=== Input data ===

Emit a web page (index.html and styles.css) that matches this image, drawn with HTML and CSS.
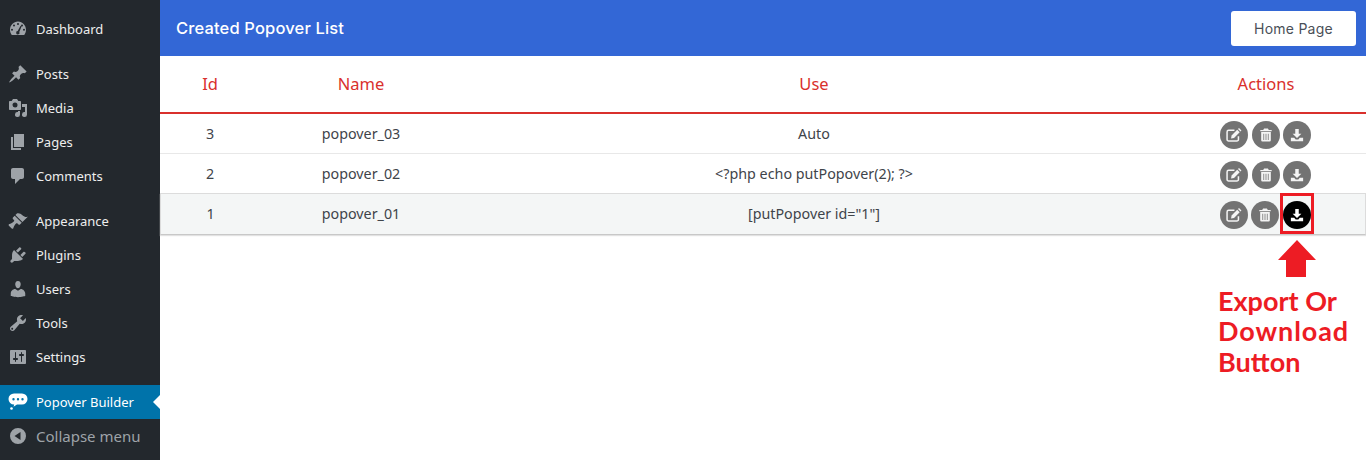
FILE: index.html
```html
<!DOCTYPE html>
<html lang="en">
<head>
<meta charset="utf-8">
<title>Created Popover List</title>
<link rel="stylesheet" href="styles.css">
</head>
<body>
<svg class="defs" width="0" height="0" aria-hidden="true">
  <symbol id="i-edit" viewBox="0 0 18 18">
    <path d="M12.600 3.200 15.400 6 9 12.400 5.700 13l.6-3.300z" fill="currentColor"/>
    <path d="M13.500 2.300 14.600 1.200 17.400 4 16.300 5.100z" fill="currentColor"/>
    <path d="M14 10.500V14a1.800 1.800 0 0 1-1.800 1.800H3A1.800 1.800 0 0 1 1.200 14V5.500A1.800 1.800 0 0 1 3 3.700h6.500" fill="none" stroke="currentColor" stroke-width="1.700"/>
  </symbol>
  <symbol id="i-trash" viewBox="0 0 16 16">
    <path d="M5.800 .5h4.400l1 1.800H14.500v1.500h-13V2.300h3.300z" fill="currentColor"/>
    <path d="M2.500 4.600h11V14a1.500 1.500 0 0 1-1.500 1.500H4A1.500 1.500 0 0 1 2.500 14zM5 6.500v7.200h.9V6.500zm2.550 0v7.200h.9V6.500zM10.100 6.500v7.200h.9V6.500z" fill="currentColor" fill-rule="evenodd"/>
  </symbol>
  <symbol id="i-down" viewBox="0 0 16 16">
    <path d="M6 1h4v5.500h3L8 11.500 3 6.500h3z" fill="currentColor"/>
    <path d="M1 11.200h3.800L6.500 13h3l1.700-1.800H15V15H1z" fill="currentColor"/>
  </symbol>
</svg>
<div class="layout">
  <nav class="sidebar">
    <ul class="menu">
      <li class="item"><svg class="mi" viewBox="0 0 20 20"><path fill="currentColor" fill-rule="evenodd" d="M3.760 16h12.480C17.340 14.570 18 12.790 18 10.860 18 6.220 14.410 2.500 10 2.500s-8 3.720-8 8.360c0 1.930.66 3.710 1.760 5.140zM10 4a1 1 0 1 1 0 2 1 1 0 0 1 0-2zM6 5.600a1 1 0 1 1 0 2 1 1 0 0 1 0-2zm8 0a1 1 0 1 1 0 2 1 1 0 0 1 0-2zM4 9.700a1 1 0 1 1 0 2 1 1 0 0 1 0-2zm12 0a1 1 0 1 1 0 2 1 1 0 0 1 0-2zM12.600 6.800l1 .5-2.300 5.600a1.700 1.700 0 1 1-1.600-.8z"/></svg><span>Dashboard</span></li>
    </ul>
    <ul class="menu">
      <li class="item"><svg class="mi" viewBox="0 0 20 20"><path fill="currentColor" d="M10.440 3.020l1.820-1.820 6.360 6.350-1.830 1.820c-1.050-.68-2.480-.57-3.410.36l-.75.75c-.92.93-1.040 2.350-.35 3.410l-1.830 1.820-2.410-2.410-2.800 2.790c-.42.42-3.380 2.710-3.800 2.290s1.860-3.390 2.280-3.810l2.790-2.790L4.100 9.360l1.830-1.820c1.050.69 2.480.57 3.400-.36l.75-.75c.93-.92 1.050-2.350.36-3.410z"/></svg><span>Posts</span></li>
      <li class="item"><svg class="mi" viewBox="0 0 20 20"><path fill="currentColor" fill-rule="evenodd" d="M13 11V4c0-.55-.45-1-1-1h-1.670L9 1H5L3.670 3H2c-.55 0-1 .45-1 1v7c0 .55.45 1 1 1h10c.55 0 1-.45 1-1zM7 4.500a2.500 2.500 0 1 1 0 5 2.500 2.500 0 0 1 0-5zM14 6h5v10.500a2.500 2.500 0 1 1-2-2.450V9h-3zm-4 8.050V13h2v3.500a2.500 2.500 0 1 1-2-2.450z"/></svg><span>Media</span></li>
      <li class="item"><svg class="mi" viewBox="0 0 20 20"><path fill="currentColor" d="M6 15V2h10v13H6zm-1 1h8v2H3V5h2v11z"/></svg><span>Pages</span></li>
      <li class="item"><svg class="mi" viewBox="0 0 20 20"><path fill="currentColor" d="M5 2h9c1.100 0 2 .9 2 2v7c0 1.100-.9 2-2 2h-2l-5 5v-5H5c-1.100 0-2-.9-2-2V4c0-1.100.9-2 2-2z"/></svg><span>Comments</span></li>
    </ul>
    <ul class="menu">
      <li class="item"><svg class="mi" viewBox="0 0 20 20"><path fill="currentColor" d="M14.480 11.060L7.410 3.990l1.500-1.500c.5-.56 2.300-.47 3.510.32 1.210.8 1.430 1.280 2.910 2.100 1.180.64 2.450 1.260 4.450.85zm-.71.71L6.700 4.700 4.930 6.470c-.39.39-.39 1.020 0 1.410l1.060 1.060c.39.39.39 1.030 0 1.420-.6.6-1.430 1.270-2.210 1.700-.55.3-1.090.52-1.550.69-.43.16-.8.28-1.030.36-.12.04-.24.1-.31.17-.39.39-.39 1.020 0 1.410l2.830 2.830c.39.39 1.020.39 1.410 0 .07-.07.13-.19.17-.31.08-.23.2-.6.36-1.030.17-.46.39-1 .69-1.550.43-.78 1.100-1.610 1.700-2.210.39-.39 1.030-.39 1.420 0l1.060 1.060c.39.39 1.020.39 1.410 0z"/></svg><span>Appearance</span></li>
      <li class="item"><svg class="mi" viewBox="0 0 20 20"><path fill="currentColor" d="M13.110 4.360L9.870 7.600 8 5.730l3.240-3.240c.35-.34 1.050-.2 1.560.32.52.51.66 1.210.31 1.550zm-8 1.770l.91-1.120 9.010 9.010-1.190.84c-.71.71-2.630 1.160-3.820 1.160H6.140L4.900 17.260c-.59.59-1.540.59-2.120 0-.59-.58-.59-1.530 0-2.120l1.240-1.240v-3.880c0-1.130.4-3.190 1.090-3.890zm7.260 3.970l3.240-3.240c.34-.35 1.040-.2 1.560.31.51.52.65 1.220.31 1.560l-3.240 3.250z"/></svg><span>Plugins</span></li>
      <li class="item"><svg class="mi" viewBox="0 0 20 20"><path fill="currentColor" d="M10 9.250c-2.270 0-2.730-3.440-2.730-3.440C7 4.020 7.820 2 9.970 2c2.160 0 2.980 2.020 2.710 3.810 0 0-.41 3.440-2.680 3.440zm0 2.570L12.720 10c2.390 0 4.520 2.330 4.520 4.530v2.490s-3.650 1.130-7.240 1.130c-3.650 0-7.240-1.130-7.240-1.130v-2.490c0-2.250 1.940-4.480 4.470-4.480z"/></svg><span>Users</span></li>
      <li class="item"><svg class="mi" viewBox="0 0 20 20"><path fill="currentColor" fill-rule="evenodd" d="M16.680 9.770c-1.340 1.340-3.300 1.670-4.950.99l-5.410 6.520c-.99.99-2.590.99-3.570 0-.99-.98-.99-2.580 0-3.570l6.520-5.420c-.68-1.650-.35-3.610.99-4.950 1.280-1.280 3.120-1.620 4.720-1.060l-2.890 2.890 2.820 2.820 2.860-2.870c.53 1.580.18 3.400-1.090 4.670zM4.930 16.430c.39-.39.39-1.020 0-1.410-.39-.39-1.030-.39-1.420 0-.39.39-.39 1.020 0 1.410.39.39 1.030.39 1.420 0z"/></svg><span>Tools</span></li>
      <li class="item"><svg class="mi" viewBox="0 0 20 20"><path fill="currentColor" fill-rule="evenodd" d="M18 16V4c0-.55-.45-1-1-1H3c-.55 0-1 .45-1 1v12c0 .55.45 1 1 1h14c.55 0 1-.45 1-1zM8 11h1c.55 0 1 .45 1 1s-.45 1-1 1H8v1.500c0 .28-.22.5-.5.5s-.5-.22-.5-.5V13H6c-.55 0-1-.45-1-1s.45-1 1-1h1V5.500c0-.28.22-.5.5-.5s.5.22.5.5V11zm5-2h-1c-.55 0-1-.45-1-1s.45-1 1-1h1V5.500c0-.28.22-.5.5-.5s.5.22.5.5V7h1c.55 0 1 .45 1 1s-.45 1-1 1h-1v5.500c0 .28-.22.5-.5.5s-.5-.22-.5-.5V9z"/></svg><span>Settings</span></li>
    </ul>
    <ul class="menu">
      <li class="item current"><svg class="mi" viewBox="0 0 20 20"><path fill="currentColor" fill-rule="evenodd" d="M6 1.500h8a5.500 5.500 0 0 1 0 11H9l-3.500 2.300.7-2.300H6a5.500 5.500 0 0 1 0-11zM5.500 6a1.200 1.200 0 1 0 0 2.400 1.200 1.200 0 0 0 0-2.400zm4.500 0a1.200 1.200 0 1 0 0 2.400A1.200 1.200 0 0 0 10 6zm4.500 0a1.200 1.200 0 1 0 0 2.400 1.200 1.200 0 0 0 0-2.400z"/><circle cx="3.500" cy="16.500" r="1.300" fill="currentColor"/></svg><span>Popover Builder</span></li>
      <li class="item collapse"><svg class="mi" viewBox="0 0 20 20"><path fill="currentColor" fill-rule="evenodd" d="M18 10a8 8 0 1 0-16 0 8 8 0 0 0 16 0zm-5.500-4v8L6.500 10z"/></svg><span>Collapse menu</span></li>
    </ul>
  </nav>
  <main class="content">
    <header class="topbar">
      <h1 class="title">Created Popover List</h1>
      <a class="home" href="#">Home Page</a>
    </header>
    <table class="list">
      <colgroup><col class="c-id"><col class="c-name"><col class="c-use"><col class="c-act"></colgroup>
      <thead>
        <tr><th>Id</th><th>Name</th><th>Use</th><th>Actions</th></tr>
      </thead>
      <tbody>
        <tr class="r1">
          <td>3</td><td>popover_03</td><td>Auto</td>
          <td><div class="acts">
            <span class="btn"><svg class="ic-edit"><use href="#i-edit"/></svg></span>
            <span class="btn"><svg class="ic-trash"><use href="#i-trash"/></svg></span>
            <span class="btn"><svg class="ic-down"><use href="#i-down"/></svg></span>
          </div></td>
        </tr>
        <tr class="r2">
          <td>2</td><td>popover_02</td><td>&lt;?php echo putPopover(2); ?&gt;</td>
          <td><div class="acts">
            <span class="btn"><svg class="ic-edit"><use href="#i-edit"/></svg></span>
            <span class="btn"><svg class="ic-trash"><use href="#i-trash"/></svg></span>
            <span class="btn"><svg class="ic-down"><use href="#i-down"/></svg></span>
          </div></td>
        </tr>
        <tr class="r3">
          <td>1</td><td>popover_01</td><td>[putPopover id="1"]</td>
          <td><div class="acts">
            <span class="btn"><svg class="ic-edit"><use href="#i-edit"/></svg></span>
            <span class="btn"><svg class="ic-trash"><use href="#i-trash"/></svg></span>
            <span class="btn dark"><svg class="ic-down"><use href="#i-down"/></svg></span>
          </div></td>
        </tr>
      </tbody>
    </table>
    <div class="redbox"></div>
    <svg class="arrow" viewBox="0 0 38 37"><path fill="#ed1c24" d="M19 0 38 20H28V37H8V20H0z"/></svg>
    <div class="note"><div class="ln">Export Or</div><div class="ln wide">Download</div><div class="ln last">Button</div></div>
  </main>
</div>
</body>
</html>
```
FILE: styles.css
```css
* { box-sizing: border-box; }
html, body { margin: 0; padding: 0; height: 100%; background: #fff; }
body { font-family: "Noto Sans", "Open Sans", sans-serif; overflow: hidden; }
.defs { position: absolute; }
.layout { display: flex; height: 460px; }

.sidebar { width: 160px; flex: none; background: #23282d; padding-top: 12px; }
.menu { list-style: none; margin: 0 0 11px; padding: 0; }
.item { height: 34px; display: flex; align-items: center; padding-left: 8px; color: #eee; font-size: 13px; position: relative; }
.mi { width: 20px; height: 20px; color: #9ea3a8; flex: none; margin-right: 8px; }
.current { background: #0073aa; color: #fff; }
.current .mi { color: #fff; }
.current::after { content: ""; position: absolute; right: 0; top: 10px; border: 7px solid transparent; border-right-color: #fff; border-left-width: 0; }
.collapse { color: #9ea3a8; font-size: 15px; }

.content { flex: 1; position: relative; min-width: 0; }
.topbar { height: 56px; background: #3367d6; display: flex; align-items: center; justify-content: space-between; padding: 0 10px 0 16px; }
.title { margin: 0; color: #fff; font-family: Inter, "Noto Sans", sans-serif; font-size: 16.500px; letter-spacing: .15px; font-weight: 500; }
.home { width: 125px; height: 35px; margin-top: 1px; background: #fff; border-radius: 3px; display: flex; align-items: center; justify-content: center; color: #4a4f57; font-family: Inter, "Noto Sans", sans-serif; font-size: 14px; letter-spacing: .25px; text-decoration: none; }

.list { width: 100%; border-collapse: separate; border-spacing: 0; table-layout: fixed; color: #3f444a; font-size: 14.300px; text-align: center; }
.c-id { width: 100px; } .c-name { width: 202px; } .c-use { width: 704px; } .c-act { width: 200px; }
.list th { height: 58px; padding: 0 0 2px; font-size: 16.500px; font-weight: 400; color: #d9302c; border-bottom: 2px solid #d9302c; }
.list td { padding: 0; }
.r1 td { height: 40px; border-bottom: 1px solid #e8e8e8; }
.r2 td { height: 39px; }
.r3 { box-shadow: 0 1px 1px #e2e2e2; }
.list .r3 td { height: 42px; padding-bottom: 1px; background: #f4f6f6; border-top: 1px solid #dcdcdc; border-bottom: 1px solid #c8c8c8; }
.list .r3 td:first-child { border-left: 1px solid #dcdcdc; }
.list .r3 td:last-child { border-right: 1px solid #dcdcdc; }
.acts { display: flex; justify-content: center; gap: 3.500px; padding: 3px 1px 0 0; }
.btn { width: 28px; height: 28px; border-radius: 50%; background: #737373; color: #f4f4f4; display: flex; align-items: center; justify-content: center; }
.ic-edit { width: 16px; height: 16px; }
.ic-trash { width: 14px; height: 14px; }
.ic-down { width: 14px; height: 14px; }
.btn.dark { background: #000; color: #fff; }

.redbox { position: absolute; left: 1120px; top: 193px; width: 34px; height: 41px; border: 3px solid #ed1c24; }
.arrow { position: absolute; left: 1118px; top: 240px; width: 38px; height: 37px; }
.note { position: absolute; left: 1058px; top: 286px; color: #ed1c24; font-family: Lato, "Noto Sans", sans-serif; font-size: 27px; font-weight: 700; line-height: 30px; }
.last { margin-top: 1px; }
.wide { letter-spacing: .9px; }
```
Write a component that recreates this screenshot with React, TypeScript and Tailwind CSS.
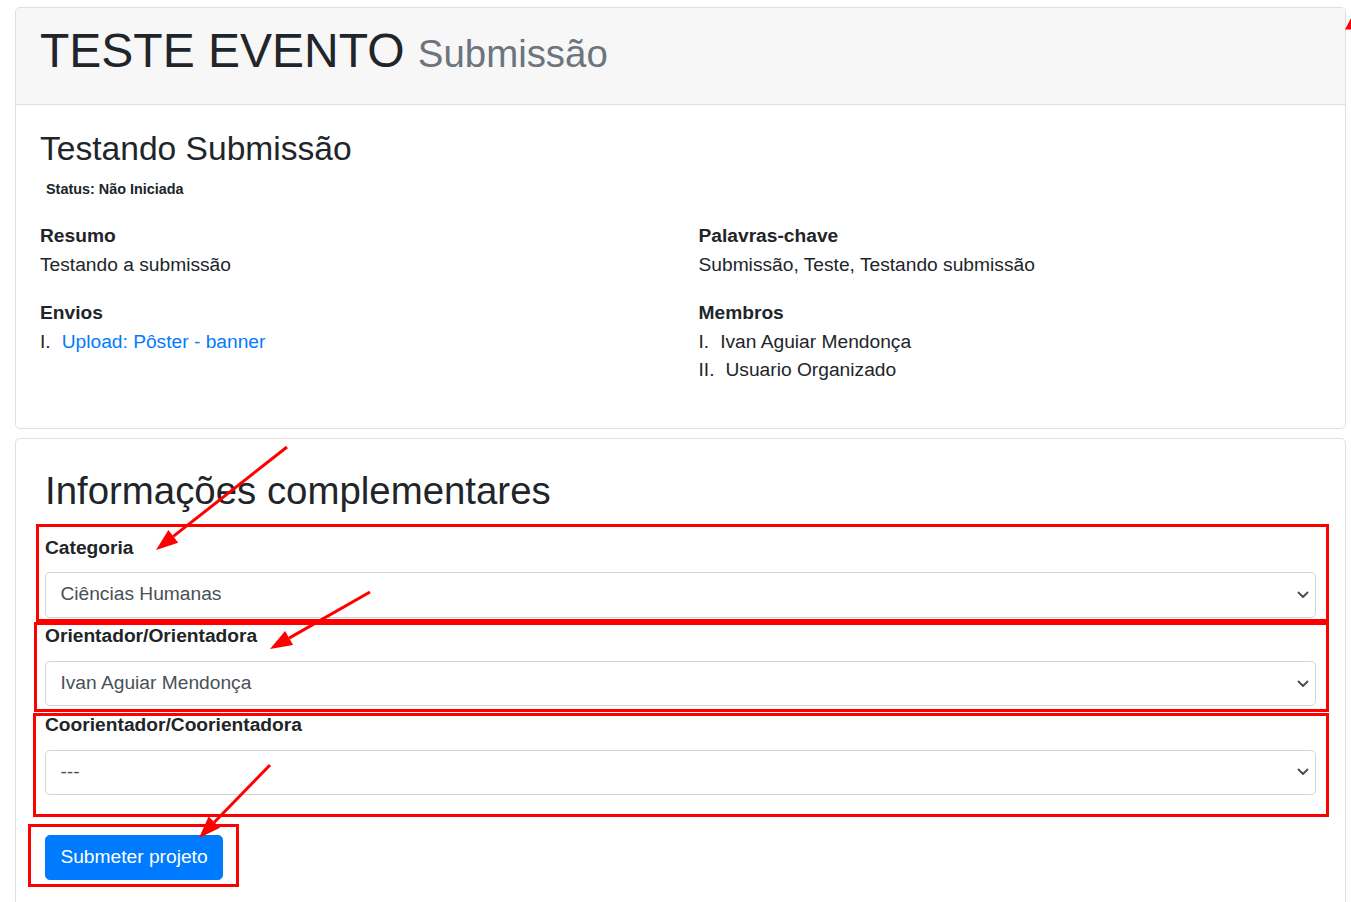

===

▶ **Exercise**: In the listing above, count each line that holds the string "with". Give the number only.

▶ **The result**: 2